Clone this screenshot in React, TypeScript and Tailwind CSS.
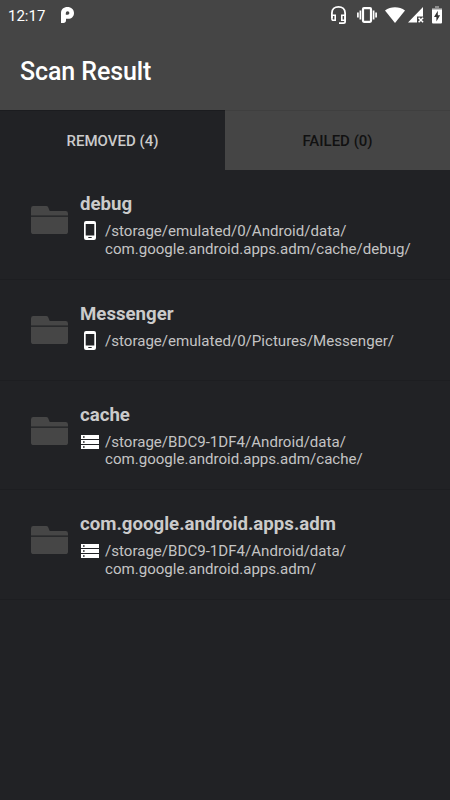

...

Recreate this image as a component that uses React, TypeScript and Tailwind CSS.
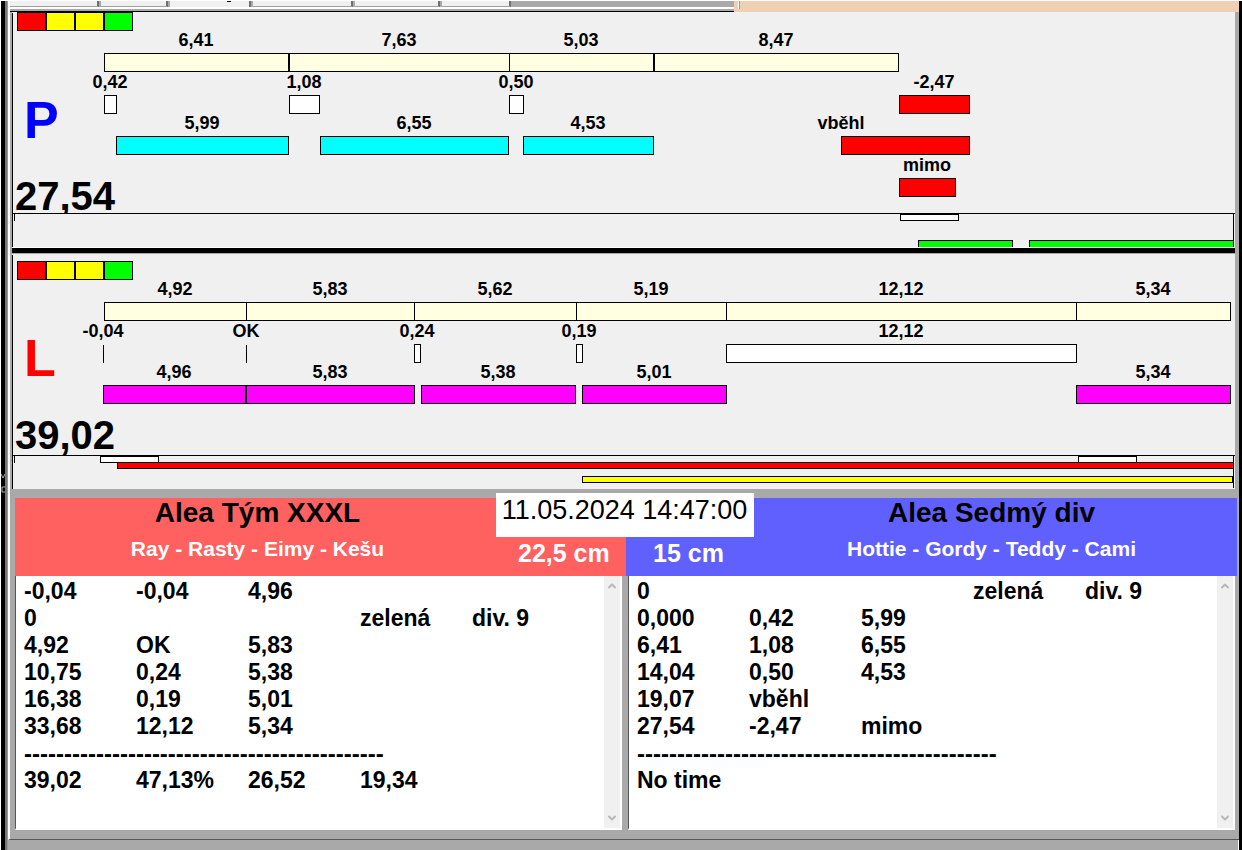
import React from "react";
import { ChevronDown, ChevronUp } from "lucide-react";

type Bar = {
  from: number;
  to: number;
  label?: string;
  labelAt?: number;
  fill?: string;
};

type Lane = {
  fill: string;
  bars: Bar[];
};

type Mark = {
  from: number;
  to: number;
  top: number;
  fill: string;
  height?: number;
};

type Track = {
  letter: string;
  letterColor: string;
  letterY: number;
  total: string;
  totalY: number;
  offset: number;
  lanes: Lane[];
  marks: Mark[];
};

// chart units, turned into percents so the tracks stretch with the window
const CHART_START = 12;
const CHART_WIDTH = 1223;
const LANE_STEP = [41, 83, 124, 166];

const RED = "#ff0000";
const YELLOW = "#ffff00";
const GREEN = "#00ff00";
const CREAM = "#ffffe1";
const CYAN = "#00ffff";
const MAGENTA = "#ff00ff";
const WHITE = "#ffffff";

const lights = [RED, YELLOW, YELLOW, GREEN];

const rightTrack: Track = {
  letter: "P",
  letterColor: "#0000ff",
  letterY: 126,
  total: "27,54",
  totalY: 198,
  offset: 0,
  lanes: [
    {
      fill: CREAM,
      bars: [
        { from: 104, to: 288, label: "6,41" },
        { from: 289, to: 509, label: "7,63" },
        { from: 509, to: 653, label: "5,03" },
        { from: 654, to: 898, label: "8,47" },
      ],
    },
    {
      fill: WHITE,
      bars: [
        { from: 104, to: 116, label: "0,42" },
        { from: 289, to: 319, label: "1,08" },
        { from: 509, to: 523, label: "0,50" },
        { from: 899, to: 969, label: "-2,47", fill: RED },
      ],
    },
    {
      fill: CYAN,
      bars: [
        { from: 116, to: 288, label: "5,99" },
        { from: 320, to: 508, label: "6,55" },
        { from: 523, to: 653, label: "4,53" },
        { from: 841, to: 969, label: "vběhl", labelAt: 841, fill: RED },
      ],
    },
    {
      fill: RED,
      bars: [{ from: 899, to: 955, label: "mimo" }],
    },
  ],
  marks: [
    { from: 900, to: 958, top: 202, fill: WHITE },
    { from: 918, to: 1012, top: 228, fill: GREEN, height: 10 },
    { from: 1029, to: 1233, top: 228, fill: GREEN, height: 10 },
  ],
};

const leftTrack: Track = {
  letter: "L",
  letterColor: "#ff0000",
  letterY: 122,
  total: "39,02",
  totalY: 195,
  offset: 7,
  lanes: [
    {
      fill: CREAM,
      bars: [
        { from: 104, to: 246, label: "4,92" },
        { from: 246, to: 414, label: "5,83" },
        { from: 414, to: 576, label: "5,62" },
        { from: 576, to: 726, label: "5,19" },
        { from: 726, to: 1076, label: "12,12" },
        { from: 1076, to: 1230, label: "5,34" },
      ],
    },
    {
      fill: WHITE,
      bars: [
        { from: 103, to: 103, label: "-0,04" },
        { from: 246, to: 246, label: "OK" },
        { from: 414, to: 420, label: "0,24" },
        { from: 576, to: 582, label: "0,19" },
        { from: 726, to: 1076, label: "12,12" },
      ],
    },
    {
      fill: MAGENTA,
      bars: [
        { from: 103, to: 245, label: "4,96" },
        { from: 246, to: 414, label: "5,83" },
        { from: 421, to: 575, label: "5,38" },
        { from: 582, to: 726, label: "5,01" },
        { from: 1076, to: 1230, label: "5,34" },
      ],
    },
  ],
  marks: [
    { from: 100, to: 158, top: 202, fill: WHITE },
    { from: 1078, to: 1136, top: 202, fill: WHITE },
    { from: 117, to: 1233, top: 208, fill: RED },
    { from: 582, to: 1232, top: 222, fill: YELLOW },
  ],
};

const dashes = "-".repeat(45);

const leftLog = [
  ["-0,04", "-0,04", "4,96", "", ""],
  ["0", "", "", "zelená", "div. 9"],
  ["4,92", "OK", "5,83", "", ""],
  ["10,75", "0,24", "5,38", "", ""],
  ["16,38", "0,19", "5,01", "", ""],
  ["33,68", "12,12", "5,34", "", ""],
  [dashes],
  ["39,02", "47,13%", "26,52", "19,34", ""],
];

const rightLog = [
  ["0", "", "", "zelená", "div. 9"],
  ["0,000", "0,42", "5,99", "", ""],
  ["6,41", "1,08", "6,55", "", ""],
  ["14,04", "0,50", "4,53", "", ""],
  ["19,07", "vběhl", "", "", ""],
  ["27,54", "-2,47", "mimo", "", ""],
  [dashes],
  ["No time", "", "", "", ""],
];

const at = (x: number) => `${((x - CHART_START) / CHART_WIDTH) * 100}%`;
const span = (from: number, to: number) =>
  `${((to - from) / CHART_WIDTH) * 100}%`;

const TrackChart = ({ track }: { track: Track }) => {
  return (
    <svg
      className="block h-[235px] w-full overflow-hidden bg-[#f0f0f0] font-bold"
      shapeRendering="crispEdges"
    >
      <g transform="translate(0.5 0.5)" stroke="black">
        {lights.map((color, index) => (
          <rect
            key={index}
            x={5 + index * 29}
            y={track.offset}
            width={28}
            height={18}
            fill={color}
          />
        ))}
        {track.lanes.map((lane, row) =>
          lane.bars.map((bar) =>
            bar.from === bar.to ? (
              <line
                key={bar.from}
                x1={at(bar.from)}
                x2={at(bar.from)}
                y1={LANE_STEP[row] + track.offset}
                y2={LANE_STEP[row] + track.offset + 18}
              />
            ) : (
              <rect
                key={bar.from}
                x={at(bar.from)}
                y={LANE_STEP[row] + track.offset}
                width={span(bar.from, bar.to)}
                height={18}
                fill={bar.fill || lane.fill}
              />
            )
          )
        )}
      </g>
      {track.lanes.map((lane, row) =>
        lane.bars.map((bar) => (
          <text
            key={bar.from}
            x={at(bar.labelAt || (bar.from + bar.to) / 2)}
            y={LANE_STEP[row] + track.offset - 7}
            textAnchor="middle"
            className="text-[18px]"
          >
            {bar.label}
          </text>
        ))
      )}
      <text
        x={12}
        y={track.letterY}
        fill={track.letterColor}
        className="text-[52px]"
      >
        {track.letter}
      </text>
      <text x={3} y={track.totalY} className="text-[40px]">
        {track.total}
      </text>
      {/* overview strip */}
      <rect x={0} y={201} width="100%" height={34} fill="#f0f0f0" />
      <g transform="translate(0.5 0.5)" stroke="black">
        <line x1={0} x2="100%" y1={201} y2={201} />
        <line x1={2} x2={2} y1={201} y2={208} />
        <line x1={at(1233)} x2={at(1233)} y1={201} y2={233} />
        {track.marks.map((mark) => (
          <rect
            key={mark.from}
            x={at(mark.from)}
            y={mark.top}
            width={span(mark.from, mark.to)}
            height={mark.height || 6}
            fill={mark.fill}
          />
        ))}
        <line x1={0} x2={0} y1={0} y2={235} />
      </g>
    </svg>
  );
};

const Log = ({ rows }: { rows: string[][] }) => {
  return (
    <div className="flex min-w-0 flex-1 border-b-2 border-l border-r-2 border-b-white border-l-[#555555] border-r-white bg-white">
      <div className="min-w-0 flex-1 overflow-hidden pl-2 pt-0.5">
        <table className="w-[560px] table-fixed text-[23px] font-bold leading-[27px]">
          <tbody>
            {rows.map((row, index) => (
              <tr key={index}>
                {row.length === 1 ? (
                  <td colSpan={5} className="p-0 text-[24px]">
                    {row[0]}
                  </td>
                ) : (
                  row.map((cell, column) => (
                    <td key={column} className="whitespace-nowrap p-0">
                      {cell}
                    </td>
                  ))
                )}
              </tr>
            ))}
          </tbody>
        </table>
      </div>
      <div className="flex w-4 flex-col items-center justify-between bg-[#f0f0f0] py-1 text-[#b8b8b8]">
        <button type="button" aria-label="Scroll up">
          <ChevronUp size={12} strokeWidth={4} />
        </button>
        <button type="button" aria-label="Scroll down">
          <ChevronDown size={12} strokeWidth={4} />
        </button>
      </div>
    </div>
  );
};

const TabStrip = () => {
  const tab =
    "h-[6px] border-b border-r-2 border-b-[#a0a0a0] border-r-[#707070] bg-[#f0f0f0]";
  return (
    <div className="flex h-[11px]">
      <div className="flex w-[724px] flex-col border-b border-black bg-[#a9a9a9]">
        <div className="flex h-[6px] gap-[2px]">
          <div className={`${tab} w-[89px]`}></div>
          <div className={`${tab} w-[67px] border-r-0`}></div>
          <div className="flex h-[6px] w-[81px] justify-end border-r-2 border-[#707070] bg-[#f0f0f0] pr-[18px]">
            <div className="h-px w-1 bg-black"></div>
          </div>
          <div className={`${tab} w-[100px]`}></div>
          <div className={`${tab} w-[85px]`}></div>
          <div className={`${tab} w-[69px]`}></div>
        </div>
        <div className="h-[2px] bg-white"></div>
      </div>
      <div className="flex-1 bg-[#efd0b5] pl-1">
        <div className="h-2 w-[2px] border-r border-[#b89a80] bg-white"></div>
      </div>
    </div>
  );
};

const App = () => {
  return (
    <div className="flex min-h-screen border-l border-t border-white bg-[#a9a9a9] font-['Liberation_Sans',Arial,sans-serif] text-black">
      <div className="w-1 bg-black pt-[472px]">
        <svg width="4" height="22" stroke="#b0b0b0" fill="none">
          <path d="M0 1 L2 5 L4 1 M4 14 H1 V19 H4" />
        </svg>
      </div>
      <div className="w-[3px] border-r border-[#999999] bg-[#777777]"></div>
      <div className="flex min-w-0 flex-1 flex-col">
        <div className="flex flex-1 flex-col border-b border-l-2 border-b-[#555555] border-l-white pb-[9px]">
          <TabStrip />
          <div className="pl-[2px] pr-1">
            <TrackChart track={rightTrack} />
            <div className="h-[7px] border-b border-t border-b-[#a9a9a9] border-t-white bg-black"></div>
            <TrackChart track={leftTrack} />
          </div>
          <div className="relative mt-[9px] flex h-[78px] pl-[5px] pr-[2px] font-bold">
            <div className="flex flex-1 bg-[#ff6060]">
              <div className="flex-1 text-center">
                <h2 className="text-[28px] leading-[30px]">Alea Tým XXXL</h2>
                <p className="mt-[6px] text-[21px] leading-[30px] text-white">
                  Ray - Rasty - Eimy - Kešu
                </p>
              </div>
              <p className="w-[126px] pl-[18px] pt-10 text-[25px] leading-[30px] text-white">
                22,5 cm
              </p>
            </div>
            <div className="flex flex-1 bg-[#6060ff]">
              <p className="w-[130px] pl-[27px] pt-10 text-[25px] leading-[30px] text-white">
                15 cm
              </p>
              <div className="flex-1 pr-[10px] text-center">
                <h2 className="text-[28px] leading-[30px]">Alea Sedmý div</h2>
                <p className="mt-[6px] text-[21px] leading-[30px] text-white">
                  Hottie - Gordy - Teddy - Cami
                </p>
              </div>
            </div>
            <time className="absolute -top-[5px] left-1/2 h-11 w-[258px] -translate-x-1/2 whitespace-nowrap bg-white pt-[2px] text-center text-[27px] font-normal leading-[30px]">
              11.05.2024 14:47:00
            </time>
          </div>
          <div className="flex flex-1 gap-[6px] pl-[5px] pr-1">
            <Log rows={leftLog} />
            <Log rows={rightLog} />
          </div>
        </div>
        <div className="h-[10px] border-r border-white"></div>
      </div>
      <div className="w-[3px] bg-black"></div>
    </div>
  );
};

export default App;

__Brief__. Copy all lines from the material that hold "TypeScript".

__Solution to the exercise__.
Clone this screenshot in React, TypeScript and Tailwind CSS.
Recreate this image as a component that uses React, TypeScript and Tailwind CSS.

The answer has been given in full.